***** Input *****

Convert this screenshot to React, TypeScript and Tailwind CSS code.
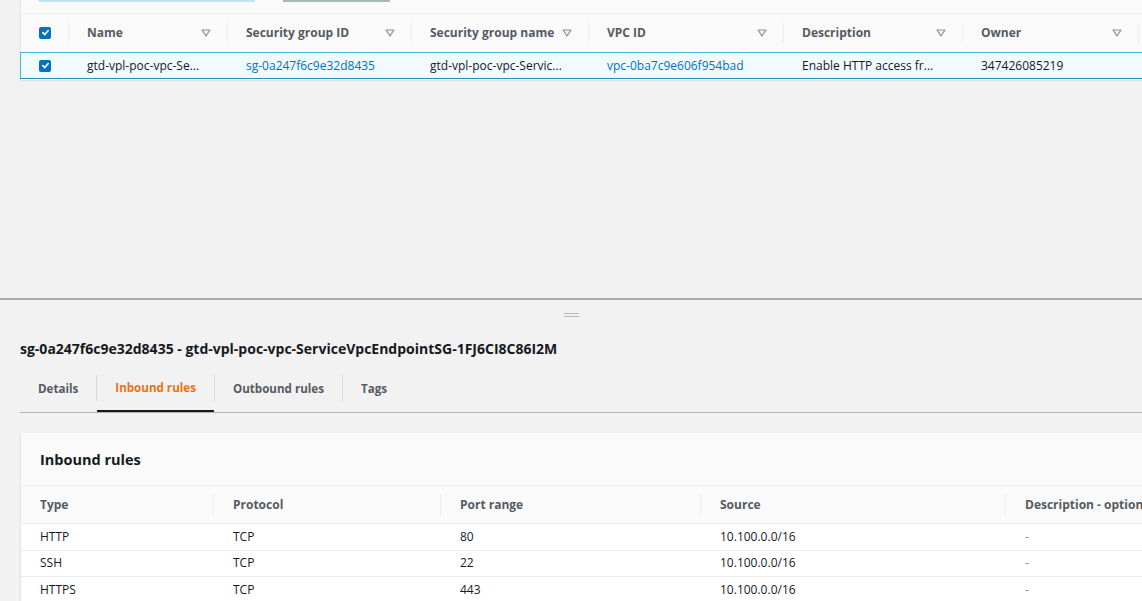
import React from "react";

const font = { fontFamily: '"Open Sans", "Noto Sans", Arial, sans-serif' };

function FilterIcon() {
  return (
    <svg width="10" height="8" viewBox="0 0 10 8" className="shrink-0">
      <polygon points="1,1 9,1 5,7" fill="#eef0f0" stroke="#879596" strokeWidth="1.2" strokeLinejoin="round" />
    </svg>
  );
}

function Checkbox() {
  return (
    <div className="w-[12px] h-[12px] rounded-[2px] bg-[#0073bb] flex items-center justify-center">
      <svg width="9" height="9" viewBox="0 0 10 10">
        <path d="M2 5.2 L4.2 7.3 L8 2.8" fill="none" stroke="#fff" strokeWidth="1.8" strokeLinecap="round" strokeLinejoin="round" />
      </svg>
    </div>
  );
}

const topCols = [
  { label: "Name", w: "w-[159px]", value: "gtd-vpl-poc-vpc-Se...", link: false },
  { label: "Security group ID", w: "w-[184px]", value: "sg-0a247f6c9e32d8435", link: true },
  { label: "Security group name", w: "w-[177px]", value: "gtd-vpl-poc-vpc-Servic...", link: false },
  { label: "VPC ID", w: "w-[195px]", value: "vpc-0ba7c9e606f954bad", link: true },
  { label: "Description", w: "w-[179px]", value: "Enable HTTP access fr...", link: false },
  { label: "Owner", w: "w-[176px]", value: "347426085219", link: false },
];

const ruleCols = [
  { label: "Type", w: "w-[193px]" },
  { label: "Protocol", w: "w-[227px]" },
  { label: "Port range", w: "w-[260px]" },
  { label: "Source", w: "w-[305px]" },
  { label: "Description - optional", w: "w-[240px]" },
];

const rules = [
  ["HTTP", "TCP", "80", "10.100.0.0/16", "-"],
  ["SSH", "TCP", "22", "10.100.0.0/16", "-"],
  ["HTTPS", "TCP", "443", "10.100.0.0/16", "-"],
];

const tabs = ["Details", "Inbound rules", "Outbound rules", "Tags"];

export default function App() {
  return (
    <div style={font} className="w-[1142px] h-[601px] overflow-hidden bg-[#f2f2f2] flex flex-col text-[12px] text-[#16191f]">
      {/* top table panel */}
      <div className="ml-[20px] w-[1140px] h-[80px] bg-[#fafafa] border-l border-[#e4e6e6] shadow-[0_1px_1px_rgba(0,0,0,0.08)] shrink-0 flex flex-col">
        <div className="h-[14px] flex items-start border-b border-[#eaeded] shrink-0">
          <div className="ml-[18px] w-[216px] h-[2px] bg-[#bfe3f2]" />
          <div className="ml-[28px] w-[107px] h-[2px] bg-[#aab7b8]" />
        </div>
        <div className="h-[37px] flex items-center shrink-0">
          <div className="w-[48px] h-full flex items-center pl-[18px] relative">
            <Checkbox />
            <div className="absolute right-0 top-[9px] h-[20px] w-px bg-[#eaeded]" />
          </div>
          {topCols.map((c) => (
            <div key={c.label} className={`${c.w} h-full flex items-center justify-between pl-[18px] pr-[17px] relative shrink-0`}>
              <span className="font-bold text-[#545b64]">{c.label}</span>
              <FilterIcon />
              <div className="absolute right-0 top-[9px] h-[20px] w-px bg-[#eaeded]" />
            </div>
          ))}
        </div>
        <div className="mt-[1px] h-[27px] flex items-center bg-[#f1faff] border border-[#44b9d6] border-b-[#2d8fb0] shrink-0 -ml-px">
          <div className="w-[48px] flex items-center pl-[18px]">
            <Checkbox />
          </div>
          {topCols.map((c) => (
            <div key={c.label} className={`${c.w} pl-[18px] shrink-0 ${c.link ? "text-[#0073bb]" : "text-[#16191f]"}`}>
              {c.value}
            </div>
          ))}
        </div>
      </div>

      {/* empty area */}
      <div className="flex-1 min-h-0" />

      {/* split panel */}
      <div className="h-[303px] shrink-0 border-t-2 border-[#a9aeae] flex flex-col overflow-hidden">
        <div className="mt-[13px] flex flex-col items-center gap-[2px] shrink-0">
          <div className="w-[15px] h-px bg-[#b5b9b9]" />
          <div className="w-[15px] h-px bg-[#b5b9b9]" />
        </div>
        <div className="mt-[23px] ml-[20px] shrink-0 font-bold text-[14px] leading-[18px] text-[#16191f]">
          sg-0a247f6c9e32d8435 - gtd-vpl-poc-vpc-ServiceVpcEndpointSG-1FJ6CI8C86I2M
        </div>
        <div className="mt-[6px] ml-[20px] h-[49px] shrink-0 flex border-b border-[#aab7b8]">
          {tabs.map((t, i) => (
            <div key={t} className="flex items-center h-full">
              <div
                className={`h-full flex items-center px-[18px] pt-[2px] font-bold text-[11.6px] ${
                  t === "Inbound rules" ? "text-[#ec7211] border-b-2 border-[#16191f]" : "text-[#545b64]"
                }`}
              >
                {t}
              </div>
              {i < tabs.length - 1 && <div className="w-px h-[26px] bg-[#d5dbdb]" />}
            </div>
          ))}
        </div>

        <div className="mt-[20px] ml-[20px] shrink-0 h-[180px] bg-[#fafafa] border-l border-[#e4e6e6] shadow-[0_1px_1px_rgba(0,0,0,0.08)]">
          <div className="h-[52px] flex items-center pl-[19px] pt-[1px] text-[14.5px] font-bold text-[#16191f]">Inbound rules</div>
          <div className="h-[38px] flex items-center border-t border-[#eaeded]">
            {ruleCols.map((c, i) => (
              <div key={c.label} className={`${c.w} h-full flex items-center pl-[19px] relative shrink-0 font-bold text-[#545b64]`}>
                {c.label}
                {i < ruleCols.length - 1 && <div className="absolute right-0 top-[8px] h-[22px] w-px bg-[#eaeded]" />}
              </div>
            ))}
          </div>
          {rules.map((r) => (
            <div key={r[0]} className="h-[26.5px] flex items-center bg-white border-t border-[#eaeded]">
              {r.map((v, i) => (
                <div key={i} className={`${ruleCols[i].w} pl-[19px] shrink-0 ${v === "-" ? "text-[#879596]" : ""}`}>
                  {v}
                </div>
              ))}
            </div>
          ))}
        </div>
      </div>
    </div>
  );
}
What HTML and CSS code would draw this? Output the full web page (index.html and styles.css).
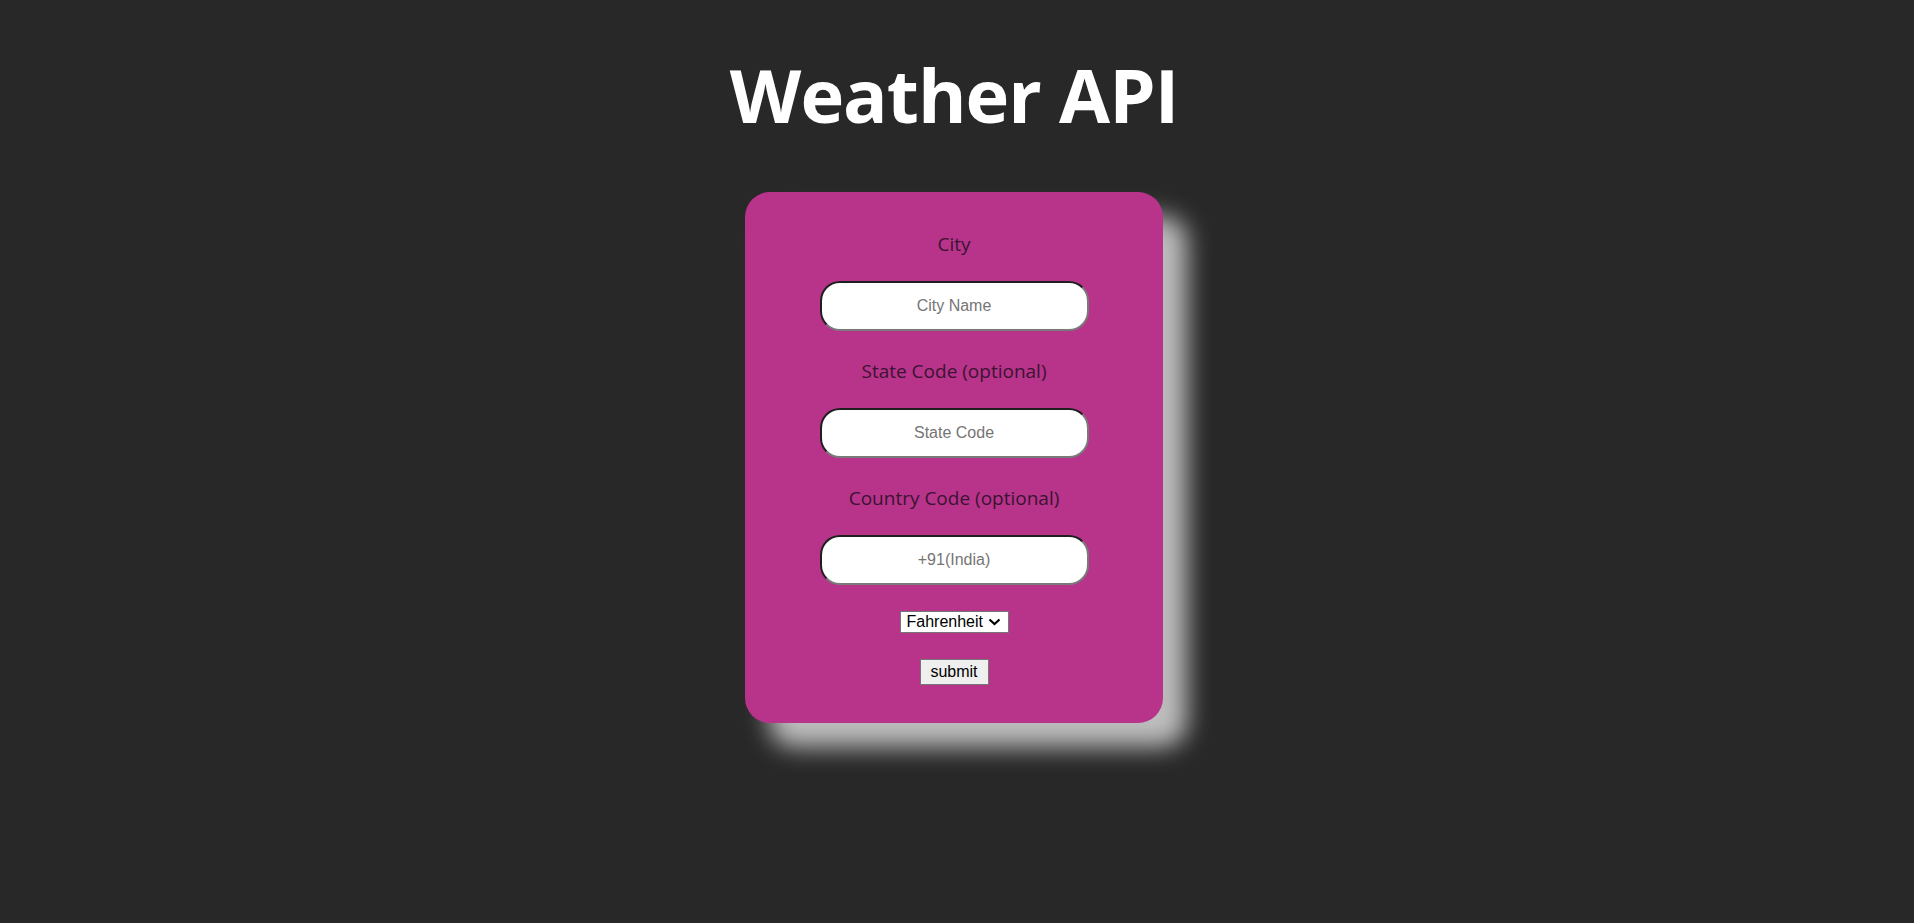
FILE: index.html
```
<!DOCTYPE html>
<html>
<head>
<meta charset="utf-8">
<title>Weather API</title>
<link rel="stylesheet" href="styles.css">
</head>
<body>
<h1 class="title">Weather API</h1>
<form class="card">
  <label class="label" for="city">City</label>
  <input class="field" id="city" type="text" placeholder="City Name">
  <label class="label" for="state">State Code (optional)</label>
  <input class="field" id="state" type="text" placeholder="State Code">
  <label class="label" for="country">Country Code (optional)</label>
  <input class="field" id="country" type="text" placeholder="+91(India)">
  <span class="select-wrap">
    <select class="units">
      <option>Fahrenheit</option>
      <option>Celsius</option>
    </select>
    <svg class="chevron" width="13" height="8" viewBox="0 0 13 8"><path d="M1.5 1.5 L6.5 6 L11.5 1.5" fill="none" stroke="#000" stroke-width="2.2"/></svg>
  </span>
  <button class="submit" type="button">submit</button>
</form>
</body>
</html>
```
FILE: styles.css
```
html, body {
  margin: 0;
  padding: 0;
  background: #282828;
}
body {
  min-height: 100vh;
  box-sizing: border-box;
  padding: 0 6px 60px 0;
  display: flex;
  flex-direction: column;
  align-items: center;
  font-family: "Open Sans", "Noto Sans", sans-serif;
}
.title {
  margin: 40px 0 0;
  height: 152px;
  font-size: 74px;
  line-height: 110px;
  font-weight: 700;
  color: #ffffff;
  letter-spacing: -1px;
}
.card {
  box-sizing: border-box;
  width: 418px;
  height: 531px;
  padding: 38px 0 0;
  background: #b8338a;
  border-radius: 25px;
  box-shadow: 24px 24px 25px #bebebe;
  display: flex;
  flex-direction: column;
  align-items: center;
}
.label {
  font-size: 19px;
  line-height: 28px;
  color: #3a1432;
  margin: 0 0 23px;
}
.field {
  box-sizing: border-box;
  width: 269px;
  height: 50px;
  margin: 0 0 26px;
  border: 2px solid;
  border-color: #1f1f1f #7a7a7a #7a7a7a #1f1f1f;
  border-radius: 20px;
  background: #ffffff;
  text-align: center;
  font-family: "Liberation Sans", Arial, sans-serif;
  font-size: 16px;
  outline: none;
}
.field::placeholder {
  color: #757575;
}
.select-wrap {
  position: relative;
  display: block;
  width: 109px;
  height: 22px;
  margin: 0 0 26px;
}
.units {
  box-sizing: border-box;
  display: block;
  height: 22px;
  width: 109px;
  margin: 0;
  -webkit-appearance: none;
  appearance: none;
  font-family: "Liberation Sans", Arial, sans-serif;
  font-size: 16px;
  line-height: 20px;
  color: #000;
  background: #fff;
  border: 1px solid #767676;
  border-radius: 0;
  padding: 0 0 0 6px;
}
.chevron {
  position: absolute;
  right: 8px;
  top: 7px;
  pointer-events: none;
}
.submit {
  box-sizing: border-box;
  height: 26px;
  width: 69px;
  padding: 0;
  font-family: "Liberation Sans", Arial, sans-serif;
  font-size: 16px;
  color: #000;
  background: #efefef;
  border: 1px solid #767676;
  border-radius: 0;
}
```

*****

**What the task requires**.
Copy every line of the records above that contains "this".

**Solution**.
Convert this screenshot to React, TypeScript and Tailwind CSS code.
What HTML and CSS code would draw this? Output the full web page (index.html and styles.css).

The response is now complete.